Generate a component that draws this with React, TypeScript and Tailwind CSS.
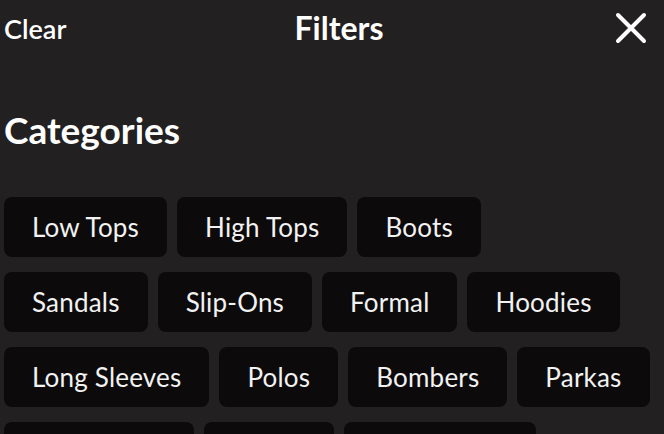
const categories = [
  ["Low Tops", "High Tops", "Boots"],
  ["Sandals", "Slip-Ons", "Formal", "Hoodies"],
  ["Long Sleeves", "Polos", "Bombers", "Parkas"],
  ["Sweatshirts", "Shorts", "Accessories"],
];

function CloseIcon() {
  return (
    <svg width="32" height="32" viewBox="0 0 32 32" fill="none">
      <path d="M3 3L29 29M29 3L3 29" stroke="currentColor" strokeWidth="4" strokeLinecap="round" />
    </svg>
  );
}

function Pill({ label }: { label: string }) {
  return (
    <button className="flex h-[60px] items-center rounded-lg bg-[#0c0a0b] px-7 text-[26px] leading-none tracking-[0.2px] text-[#f2f2f2]">
      {label}
    </button>
  );
}

export default function App() {
  return (
    <div className="h-[434px] w-[664px] overflow-hidden bg-[#222021] font-['Lato',sans-serif] text-white">
      <header className="relative flex h-14 items-center justify-between px-1">
        <button className="text-[27px] font-semibold leading-none">Clear</button>
        <h1 className="absolute left-[339px] -translate-x-1/2 text-[32px] font-bold leading-none">
          Filters
        </h1>
        <button className="mr-[13px] text-white">
          <CloseIcon />
        </button>
      </header>

      <section className="px-1">
        <h2 className="mt-[55px] text-[37px] font-bold leading-none">Categories</h2>

        <div className="mt-[49px] flex flex-col gap-[15px]">
          {categories.map((row, i) => (
            <div key={i} className="flex gap-2.5">
              {row.map((c) => (
                <Pill key={c} label={c} />
              ))}
            </div>
          ))}
        </div>
      </section>
    </div>
  );
}
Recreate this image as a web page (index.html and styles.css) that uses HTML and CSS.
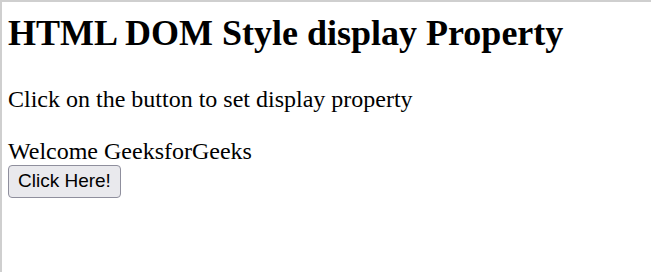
FILE: index.html
```html
<!DOCTYPE html>
<html>
<head>
<meta charset="utf-8">
<title>HTML DOM Style display Property</title>
<link rel="stylesheet" href="styles.css">
</head>
<body>
<div class="frame">
  <h1 class="title">HTML DOM Style display Property</h1>
  <p class="intro">Click on the button to set display property</p>
  <div class="welcome">Welcome GeeksforGeeks</div>
  <button class="btn" type="button">Click Here!</button>
</div>
</body>
</html>
```

FILE: styles.css
```css
html, body {
  margin: 0;
  padding: 0;
  background: #fff;
}
.frame {
  box-sizing: border-box;
  width: 651px;
  height: 272px;
  border-top: 2px solid #cfcfcf;
  border-left: 2px solid #cfcfcf;
  padding: 0 6px;
  font-family: "Liberation Serif", "Times New Roman", serif;
  color: #000;
  overflow: hidden;
}
.title {
  font-size: 36px;
  font-weight: bold;
  margin: 11px 0 0;
  line-height: 41px;
}
.intro {
  font-size: 24px;
  margin: 31px 0 0;
  line-height: 28px;
}
.welcome {
  font-size: 24px;
  line-height: 28px;
  margin-top: 24px;
}
.btn {
  font-family: "Liberation Sans", Arial, sans-serif;
  font-size: 19px;
  line-height: 22px;
  color: #000;
  background: #e9e9ed;
  border: 1px solid #8f8f9d;
  border-radius: 4px;
  padding: 4px 9px 5px;
  margin: 0;
}
```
#####
◆ **AIM OF THE EXERCISE**
Please transcribe the material above exactly as written. Leave the pictures out.

◆ **EXERCISE SOLUTION**
Generate a component that draws this with React, TypeScript and Tailwind CSS.
const categories = [
  ["Low Tops", "High Tops", "Boots"],
  ["Sandals", "Slip-Ons", "Formal", "Hoodies"],
  ["Long Sleeves", "Polos", "Bombers", "Parkas"],
  ["Sweatshirts", "Shorts", "Accessories"],
];

function CloseIcon() {
  return (
    <svg width="32" height="32" viewBox="0 0 32 32" fill="none">
      <path d="M3 3L29 29M29 3L3 29" stroke="currentColor" strokeWidth="4" strokeLinecap="round" />
    </svg>
  );
}

function Pill({ label }: { label: string }) {
  return (
    <button className="flex h-[60px] items-center rounded-lg bg-[#0c0a0b] px-7 text-[26px] leading-none tracking-[0.2px] text-[#f2f2f2]">
      {label}
    </button>
  );
}

export default function App() {
  return (
    <div className="h-[434px] w-[664px] overflow-hidden bg-[#222021] font-['Lato',sans-serif] text-white">
      <header className="relative flex h-14 items-center justify-between px-1">
        <button className="text-[27px] font-semibold leading-none">Clear</button>
        <h1 className="absolute left-[339px] -translate-x-1/2 text-[32px] font-bold leading-none">
          Filters
        </h1>
        <button className="mr-[13px] text-white">
          <CloseIcon />
        </button>
      </header>

      <section className="px-1">
        <h2 className="mt-[55px] text-[37px] font-bold leading-none">Categories</h2>

        <div className="mt-[49px] flex flex-col gap-[15px]">
          {categories.map((row, i) => (
            <div key={i} className="flex gap-2.5">
              {row.map((c) => (
                <Pill key={c} label={c} />
              ))}
            </div>
          ))}
        </div>
      </section>
    </div>
  );
}
Recreate this image as a web page (index.html and styles.css) that uses HTML and CSS.
FILE: index.html
```html
<!DOCTYPE html>
<html>
<head>
<meta charset="utf-8">
<title>HTML DOM Style display Property</title>
<link rel="stylesheet" href="styles.css">
</head>
<body>
<div class="frame">
  <h1 class="title">HTML DOM Style display Property</h1>
  <p class="intro">Click on the button to set display property</p>
  <div class="welcome">Welcome GeeksforGeeks</div>
  <button class="btn" type="button">Click Here!</button>
</div>
</body>
</html>
```

FILE: styles.css
```css
html, body {
  margin: 0;
  padding: 0;
  background: #fff;
}
.frame {
  box-sizing: border-box;
  width: 651px;
  height: 272px;
  border-top: 2px solid #cfcfcf;
  border-left: 2px solid #cfcfcf;
  padding: 0 6px;
  font-family: "Liberation Serif", "Times New Roman", serif;
  color: #000;
  overflow: hidden;
}
.title {
  font-size: 36px;
  font-weight: bold;
  margin: 11px 0 0;
  line-height: 41px;
}
.intro {
  font-size: 24px;
  margin: 31px 0 0;
  line-height: 28px;
}
.welcome {
  font-size: 24px;
  line-height: 28px;
  margin-top: 24px;
}
.btn {
  font-family: "Liberation Sans", Arial, sans-serif;
  font-size: 19px;
  line-height: 22px;
  color: #000;
  background: #e9e9ed;
  border: 1px solid #8f8f9d;
  border-radius: 4px;
  padding: 4px 9px 5px;
  margin: 0;
}
```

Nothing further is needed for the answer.